I also don’t believe there is one authoritative tradition (or menorah in Hebrew) of how to keep things. As you say, the Bible itself claims the links were broken, but even though the answers themselves in HOW to apply the law may have been broken, the fundamental yearning and questioning to authority figures on how to apply the learn – meaning, the concept behind it – would have been universal.
Yup – I see your point, and wasn’t suggesting your own agreement with oral tradition – just that you had raised it. An alternative, at least if one’s take on mitzvah is obeying the spirit of the law rather than rigid uniformity, would be to seek the torah for an interpretive key so that the individual reading it would not go off at half-cock.
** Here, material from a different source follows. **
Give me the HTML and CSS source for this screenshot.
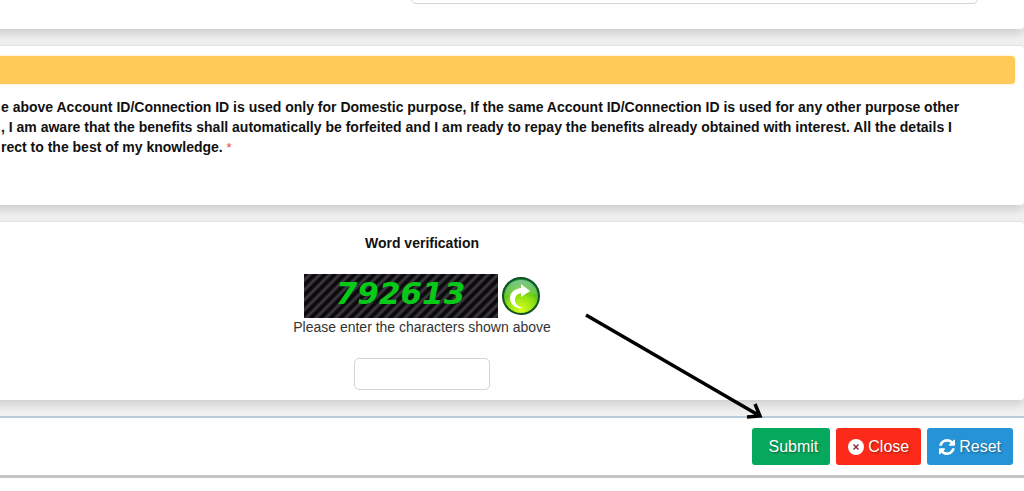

Seems to me that was what Hillel and his followers were seeking to do by applying the over-arching principle of love to the commandments. With that Jesus agreed – telling a scribe who was evidently in that camp that he was “not far” from the kingdom (Mark 12).
(The interesting part is what follows his agreement with the scribe that God is one and should be loved above all else – he goes on to suggest what the scribe is still lacking from Psalm 110, giving the scribe a Messianic headache about the oneness of God.)
NB For any readers too lazy to check out the Seth Postell link I gave Hanan, he is demonstrating that the most importnat teaching of torah is not laws, but the prophetic narrative of the failure of the law to bring righteousness. Once again, that seems to fit into your point, Hanan, that obedience seems harder than it should be. Hence Deuteronomy ends by saying that they’re still needing the “prophet like me” that Moses promised.
I have nothing to add except to say that this is interesting stuff, thank you for your interactions.